#### Work to be completed:
Return a copy of every line in the records that includes the word "with".

#### Material shown:
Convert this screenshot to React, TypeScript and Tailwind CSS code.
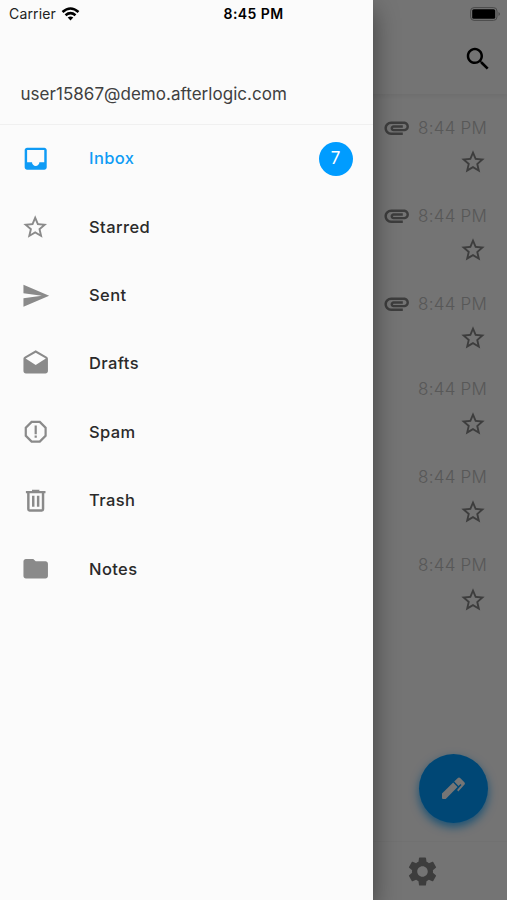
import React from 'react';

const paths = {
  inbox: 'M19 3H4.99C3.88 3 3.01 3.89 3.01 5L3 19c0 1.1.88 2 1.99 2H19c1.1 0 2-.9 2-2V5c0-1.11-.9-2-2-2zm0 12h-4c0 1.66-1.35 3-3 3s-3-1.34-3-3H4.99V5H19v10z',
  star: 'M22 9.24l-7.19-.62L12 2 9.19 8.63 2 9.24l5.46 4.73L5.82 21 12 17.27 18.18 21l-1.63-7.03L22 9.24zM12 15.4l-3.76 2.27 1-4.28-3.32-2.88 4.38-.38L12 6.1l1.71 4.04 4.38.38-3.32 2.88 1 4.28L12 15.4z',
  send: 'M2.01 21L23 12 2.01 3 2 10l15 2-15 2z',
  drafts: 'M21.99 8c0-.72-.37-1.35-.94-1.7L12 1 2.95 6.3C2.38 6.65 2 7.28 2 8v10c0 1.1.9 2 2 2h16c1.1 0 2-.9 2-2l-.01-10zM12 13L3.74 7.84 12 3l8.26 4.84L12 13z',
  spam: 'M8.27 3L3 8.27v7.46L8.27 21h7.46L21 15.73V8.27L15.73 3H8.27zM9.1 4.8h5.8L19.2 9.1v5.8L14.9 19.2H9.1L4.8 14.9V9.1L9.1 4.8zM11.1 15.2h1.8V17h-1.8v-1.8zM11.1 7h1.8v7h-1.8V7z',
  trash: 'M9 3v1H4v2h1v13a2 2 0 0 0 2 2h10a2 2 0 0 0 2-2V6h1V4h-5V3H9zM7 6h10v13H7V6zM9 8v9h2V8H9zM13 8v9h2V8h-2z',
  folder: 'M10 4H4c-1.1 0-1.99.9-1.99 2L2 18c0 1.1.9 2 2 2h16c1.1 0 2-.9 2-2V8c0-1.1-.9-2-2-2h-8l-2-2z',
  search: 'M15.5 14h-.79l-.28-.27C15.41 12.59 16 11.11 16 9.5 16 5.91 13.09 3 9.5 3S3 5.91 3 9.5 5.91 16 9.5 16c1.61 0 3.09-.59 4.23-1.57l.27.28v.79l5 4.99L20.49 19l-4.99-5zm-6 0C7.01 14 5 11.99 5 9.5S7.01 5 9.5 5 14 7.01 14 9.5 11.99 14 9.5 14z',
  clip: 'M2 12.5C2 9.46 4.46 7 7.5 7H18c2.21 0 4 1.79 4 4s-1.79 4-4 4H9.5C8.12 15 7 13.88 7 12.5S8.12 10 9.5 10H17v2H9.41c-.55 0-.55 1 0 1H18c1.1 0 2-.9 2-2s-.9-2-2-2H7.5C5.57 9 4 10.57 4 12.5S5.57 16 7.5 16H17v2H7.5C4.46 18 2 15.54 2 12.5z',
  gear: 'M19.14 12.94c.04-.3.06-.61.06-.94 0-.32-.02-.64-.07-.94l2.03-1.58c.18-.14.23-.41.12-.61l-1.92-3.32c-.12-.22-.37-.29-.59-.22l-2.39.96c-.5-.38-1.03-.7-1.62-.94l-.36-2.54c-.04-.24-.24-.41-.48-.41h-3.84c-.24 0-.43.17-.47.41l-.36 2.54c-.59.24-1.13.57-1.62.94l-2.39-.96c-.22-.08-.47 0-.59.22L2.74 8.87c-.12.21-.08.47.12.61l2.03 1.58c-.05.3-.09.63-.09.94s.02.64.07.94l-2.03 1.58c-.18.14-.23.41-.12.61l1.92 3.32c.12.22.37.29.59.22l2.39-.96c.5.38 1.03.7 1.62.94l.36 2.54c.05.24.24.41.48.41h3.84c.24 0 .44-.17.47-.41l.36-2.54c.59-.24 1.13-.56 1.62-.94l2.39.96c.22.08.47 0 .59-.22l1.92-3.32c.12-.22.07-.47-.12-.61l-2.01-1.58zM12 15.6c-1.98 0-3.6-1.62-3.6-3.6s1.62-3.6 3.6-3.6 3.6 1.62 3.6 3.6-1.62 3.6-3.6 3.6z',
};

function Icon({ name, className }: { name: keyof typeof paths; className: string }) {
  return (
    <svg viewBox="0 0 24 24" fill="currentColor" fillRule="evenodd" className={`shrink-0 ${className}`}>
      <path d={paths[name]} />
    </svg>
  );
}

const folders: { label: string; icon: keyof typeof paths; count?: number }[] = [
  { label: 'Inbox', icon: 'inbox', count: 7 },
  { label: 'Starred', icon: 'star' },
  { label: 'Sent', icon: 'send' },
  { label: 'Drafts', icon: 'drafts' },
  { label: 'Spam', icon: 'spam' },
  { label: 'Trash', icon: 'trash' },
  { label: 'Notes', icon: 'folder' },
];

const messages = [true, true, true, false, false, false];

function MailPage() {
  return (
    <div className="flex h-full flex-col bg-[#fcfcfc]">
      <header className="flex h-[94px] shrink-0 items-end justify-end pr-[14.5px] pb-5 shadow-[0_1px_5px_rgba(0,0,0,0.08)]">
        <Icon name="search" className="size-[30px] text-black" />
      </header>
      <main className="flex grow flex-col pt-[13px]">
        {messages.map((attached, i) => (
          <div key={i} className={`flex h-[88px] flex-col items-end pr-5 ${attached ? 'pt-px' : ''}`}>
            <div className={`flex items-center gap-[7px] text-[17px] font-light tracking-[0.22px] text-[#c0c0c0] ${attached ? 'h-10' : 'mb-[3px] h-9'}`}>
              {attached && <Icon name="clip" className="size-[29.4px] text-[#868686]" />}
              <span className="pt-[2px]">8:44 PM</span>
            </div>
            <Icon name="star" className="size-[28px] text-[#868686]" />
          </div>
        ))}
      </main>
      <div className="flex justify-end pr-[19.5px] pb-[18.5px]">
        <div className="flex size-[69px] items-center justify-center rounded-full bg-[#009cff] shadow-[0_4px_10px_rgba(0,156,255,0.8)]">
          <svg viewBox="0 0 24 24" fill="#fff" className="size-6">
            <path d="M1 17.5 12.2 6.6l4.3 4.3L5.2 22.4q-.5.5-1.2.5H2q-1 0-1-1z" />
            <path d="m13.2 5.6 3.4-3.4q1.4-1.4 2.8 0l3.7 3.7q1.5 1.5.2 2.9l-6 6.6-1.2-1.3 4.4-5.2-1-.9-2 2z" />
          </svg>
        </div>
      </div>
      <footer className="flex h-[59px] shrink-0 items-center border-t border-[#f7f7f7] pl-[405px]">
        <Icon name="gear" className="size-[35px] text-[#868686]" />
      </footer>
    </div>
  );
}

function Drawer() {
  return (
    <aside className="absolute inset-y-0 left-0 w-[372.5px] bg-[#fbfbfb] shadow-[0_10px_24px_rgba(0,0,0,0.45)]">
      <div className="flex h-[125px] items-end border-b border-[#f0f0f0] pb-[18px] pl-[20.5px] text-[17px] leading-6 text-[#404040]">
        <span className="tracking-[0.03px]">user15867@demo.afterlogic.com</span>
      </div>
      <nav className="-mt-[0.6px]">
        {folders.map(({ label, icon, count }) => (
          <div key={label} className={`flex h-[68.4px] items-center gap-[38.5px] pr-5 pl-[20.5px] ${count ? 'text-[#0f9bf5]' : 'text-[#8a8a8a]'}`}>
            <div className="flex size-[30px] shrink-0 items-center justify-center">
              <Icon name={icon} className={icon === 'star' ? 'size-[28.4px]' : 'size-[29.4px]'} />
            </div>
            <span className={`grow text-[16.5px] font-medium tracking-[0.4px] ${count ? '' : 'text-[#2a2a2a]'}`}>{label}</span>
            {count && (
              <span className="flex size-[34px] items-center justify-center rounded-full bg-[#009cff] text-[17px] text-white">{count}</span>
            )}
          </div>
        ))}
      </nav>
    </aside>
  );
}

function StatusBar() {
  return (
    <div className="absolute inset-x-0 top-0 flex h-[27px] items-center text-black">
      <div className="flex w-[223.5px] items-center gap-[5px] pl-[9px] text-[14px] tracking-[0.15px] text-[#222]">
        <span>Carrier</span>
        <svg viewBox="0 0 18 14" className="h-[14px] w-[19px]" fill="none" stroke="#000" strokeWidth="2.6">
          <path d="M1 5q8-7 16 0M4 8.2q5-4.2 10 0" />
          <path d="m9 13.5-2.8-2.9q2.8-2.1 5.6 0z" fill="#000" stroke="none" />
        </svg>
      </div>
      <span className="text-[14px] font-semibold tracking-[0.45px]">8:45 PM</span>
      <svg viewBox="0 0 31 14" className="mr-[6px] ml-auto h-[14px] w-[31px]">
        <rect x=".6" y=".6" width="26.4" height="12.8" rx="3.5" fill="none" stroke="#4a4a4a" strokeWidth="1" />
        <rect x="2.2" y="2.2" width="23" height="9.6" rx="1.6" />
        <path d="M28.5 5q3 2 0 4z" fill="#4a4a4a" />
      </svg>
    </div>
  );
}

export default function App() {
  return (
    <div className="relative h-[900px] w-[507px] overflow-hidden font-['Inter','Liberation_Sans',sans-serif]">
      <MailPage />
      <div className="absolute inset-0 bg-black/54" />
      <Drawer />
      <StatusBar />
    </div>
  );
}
---
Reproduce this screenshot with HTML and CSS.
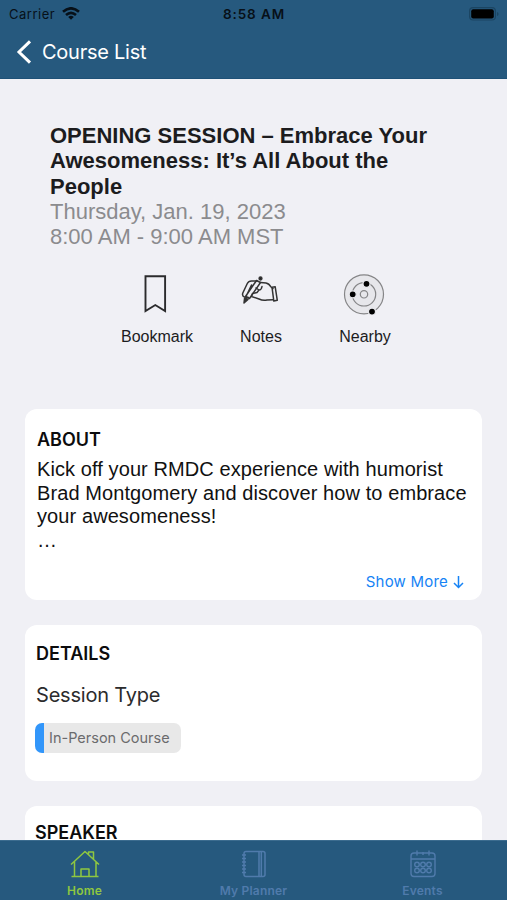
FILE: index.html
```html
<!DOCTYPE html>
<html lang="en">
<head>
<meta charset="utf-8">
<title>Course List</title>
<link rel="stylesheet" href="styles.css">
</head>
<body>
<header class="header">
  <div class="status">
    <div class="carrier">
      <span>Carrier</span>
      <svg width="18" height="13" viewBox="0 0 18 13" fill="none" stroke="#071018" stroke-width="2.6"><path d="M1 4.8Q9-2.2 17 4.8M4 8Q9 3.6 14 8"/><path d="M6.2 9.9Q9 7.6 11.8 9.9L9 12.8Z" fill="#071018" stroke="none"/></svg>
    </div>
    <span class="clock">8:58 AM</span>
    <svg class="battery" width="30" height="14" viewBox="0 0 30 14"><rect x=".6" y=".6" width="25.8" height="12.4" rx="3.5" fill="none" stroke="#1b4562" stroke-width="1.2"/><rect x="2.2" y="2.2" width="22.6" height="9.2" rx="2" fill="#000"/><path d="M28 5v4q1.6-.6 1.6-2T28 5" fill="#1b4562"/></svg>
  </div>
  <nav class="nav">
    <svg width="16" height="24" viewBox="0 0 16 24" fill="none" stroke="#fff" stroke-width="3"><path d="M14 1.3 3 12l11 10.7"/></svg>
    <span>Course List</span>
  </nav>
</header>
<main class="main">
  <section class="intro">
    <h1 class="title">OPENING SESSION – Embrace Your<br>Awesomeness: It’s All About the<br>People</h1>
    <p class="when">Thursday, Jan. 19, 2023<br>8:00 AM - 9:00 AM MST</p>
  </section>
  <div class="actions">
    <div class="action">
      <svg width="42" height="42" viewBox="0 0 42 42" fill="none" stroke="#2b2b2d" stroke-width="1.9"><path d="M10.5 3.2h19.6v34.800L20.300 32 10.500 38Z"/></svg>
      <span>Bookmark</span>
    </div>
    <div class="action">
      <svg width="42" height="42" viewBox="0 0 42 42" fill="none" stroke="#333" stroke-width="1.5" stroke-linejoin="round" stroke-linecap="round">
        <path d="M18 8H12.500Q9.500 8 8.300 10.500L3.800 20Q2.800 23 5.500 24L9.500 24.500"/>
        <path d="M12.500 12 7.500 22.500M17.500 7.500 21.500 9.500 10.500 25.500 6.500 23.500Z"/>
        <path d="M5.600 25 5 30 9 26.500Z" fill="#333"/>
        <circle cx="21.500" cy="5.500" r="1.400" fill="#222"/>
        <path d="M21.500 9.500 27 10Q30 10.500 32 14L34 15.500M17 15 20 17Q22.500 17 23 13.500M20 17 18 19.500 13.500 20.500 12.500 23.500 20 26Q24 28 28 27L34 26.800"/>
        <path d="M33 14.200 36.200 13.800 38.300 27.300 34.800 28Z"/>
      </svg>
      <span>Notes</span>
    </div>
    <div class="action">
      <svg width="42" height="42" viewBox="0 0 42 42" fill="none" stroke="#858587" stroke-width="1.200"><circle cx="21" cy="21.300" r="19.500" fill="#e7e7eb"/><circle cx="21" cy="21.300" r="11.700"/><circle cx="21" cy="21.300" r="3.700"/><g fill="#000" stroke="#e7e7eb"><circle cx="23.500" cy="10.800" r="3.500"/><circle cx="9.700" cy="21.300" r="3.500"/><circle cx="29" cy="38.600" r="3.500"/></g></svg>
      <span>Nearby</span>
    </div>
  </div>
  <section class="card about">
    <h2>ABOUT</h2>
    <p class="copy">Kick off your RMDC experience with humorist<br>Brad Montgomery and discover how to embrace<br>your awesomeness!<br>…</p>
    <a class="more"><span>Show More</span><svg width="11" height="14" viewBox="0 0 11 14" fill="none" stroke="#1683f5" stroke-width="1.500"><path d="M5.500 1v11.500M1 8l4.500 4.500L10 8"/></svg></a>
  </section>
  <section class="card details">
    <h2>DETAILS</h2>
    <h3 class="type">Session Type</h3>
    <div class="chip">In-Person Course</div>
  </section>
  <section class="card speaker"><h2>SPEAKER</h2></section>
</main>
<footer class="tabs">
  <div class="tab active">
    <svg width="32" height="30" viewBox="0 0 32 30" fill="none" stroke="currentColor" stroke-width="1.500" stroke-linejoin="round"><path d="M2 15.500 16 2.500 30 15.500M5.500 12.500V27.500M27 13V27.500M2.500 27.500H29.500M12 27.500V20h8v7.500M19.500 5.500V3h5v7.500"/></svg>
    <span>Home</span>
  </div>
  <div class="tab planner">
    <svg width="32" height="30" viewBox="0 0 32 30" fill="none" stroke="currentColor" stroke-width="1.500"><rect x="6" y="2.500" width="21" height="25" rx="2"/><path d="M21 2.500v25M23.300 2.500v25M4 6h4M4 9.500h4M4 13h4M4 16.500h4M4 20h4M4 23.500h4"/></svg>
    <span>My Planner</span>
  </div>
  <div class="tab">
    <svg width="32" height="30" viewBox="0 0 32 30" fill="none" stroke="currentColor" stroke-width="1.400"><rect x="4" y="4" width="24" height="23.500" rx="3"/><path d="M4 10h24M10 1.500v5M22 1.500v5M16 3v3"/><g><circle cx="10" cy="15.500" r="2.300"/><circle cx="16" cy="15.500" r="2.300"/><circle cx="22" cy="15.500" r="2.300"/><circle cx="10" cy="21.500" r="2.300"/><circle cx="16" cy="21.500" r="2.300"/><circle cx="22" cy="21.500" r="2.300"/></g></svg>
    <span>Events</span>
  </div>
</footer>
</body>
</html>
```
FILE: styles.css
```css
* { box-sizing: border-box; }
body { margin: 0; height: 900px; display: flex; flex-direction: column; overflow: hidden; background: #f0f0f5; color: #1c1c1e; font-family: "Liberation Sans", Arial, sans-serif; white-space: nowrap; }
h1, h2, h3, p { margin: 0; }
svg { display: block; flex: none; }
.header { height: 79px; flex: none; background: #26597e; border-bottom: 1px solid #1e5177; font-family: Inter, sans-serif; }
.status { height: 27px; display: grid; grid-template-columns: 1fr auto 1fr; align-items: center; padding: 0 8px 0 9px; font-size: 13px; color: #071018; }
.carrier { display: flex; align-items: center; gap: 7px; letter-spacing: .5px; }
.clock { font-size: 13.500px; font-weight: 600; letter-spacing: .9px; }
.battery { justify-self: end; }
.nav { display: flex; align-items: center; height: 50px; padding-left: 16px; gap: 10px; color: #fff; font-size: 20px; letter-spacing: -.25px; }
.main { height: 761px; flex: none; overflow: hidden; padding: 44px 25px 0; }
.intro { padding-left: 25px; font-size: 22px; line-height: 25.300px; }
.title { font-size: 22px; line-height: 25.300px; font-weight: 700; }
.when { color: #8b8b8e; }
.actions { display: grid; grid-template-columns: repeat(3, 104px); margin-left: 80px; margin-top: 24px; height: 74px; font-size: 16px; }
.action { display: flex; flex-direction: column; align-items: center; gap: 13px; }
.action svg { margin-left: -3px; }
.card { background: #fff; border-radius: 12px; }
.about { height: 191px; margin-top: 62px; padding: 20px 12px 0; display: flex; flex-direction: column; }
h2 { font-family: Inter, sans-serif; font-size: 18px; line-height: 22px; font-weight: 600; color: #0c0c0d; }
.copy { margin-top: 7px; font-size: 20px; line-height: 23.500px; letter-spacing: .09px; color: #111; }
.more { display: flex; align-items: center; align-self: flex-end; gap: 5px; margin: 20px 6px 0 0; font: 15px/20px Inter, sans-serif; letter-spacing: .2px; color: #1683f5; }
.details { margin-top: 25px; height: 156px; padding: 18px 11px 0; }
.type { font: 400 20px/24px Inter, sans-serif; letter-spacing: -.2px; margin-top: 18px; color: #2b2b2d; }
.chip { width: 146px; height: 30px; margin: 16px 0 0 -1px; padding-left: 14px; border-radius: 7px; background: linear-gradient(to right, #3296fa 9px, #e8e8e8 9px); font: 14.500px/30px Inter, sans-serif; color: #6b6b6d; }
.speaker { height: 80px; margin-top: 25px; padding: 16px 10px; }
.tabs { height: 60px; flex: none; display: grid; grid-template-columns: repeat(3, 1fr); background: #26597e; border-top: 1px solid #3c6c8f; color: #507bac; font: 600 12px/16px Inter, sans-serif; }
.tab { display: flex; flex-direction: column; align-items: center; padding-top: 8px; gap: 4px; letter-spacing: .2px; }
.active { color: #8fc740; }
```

#### The answer:
Reproduce this screenshot with HTML and CSS.
    <p class="copy">Kick off your RMDC experience with humorist<br>Brad Montgomery and discover how to embrace<br>your awesomeness!<br>…</p>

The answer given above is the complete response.